Chemerinsky is endorsed by U.S. Representative Mike Levin, L.A. City Attorney Hydee Feldstein Soto, former L.A. DA Ira Reiner, L.A. City Councilmember Rob Blumenfield, and former U.S. Representative Henry Waxman.
Maria Ramirez has been a prosecutor for 33 years, serving under six elected district attorneys. She was head deputy DA under Steve Cooley and bureau director under Jackie Lacey and, briefly, George Gascón. Ramirez has alleged she was demoted from that position for opposing the DA’s policies.
“I’m the only candidate that has both trial experience in our office and also top management experience,” Ramirez said. As head of specialized prosecutions, she had responsibility for the most complex and high-level divisions, such as major crimes, family violence, sex crimes, gang violence and the juvenile division.
Dec. 7, 2020 “sent a shockwave through everyone,” Ramirez recalled. Prosecutors understood that their new boss was intent on reform: “We were probably looking forward to learning a new way of going forward,” she said. “But it was the manner in which things were done … It became evident very early on that Mr. Gascón did not really value our opinion or want to work with us to implement his vision.”

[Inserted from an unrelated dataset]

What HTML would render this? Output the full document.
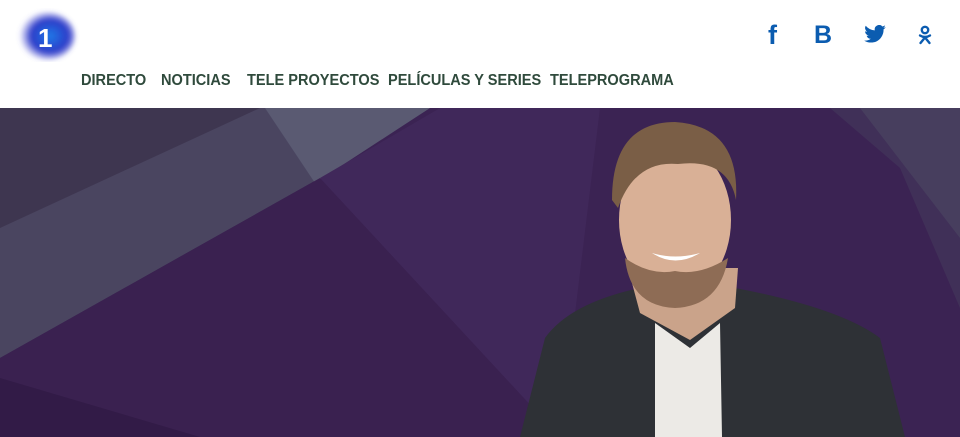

Born and raised in Boyle Heights, Ramirez believes in a reform-minded approach to public safety. Previously, the DA did not get involved in the social issues surrounding prosecution, but now there is a better understanding of the intersection between criminal justice and mental health and drug addiction. “The DA has a more important role to play in ensuring that we intertwine services for those individuals when we’re thinking of ways to handle or sentence cases,” she said.
The DA’s office needs “strong partnership with groups and departments that have that expertise,” but it should be developed in-house as well through workforce training and education. Ramirez also wants legislation to create more secure facilities to treat individuals with mental illness who commit violent crimes. And she advocates a process for evaluating the cases of juveniles aged 16 and 17 with respect to rehabilitation.
But she opposes Gascón-style blanket limitations on charges and enhancements. She faults the new bail policy as well for its lack of accountability for property crimes like retail and car thefts. Ramirez pledges “to work with the Superior Court to make sure we take into consideration the repeat offenders that are committing these crimes.”
Ramirez is endorsed by retired California Supreme Court Justice Carlos Moreno.